On my morning hike today, I did the stretching exercises Dr. Dong suggested while I was standing on my favorite prayer rock. For “120 seconds” I lifted my hands up in the air and pressed my shoulders down, and I surrendered my tensions to the Lord. I actually felt my neck click into alignment halfway through, and along with the release came a lesson.
I’m pretty much in a continual season of my life where I’m stretching and straining for answers, for clarity, and for some form of safety. I’m willingly stepping out with my faith as my only guide, and to be perfectly honest, I’m really scared most of the time. My circumstances don’t make sense to me, and I don’t know if I’m doing things in my life the “right way” or the “wrong way.” I pray, I confess, and I try really hard to figure things out, but I live in this enduring white space of wonder.
But there is this tendency in me to try to mold my thoughts in such a way that they sit more comfortably in my mind.
I’m prone to rolling over into my own understanding of things and then falling asleep to the realities that might be right in front of me. My old habits or beliefs are stronger than the lessons I’m trying to learn right now, and when God finally shifted the pain of my lessons so that my pain wasn’t my only focus, I suddenly see that I go right back to seeking my version of comfort and my own sort of conclusions instead of God’s.

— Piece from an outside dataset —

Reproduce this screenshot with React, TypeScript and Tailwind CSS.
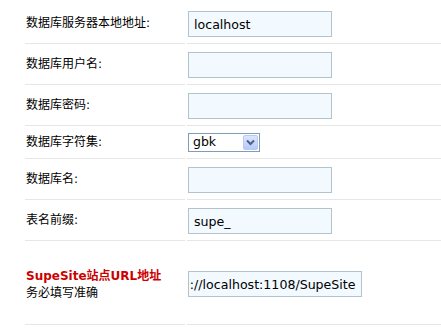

I know it’s not going to be easy to keep myself from flipping onto my stomach again tonight when I go to sleep. I don’t even think I realize I’m doing it when I do it! But most mornings, I wake up on my stomach, and when I get my first look at myself in the bathroom mirror, there’s usually a huge crease on my face that proves sleeping on my stomach wasn’t just a short-term position!
There’s a saying in personal development that goes like this: Awareness heals.
So does pain… But right now, I don’t just want to heal or recover from a very big lesson I’ve recently learned that is as much about my body as it is about my soul. I want to change… And maybe for me, awareness is really just an invitation to change.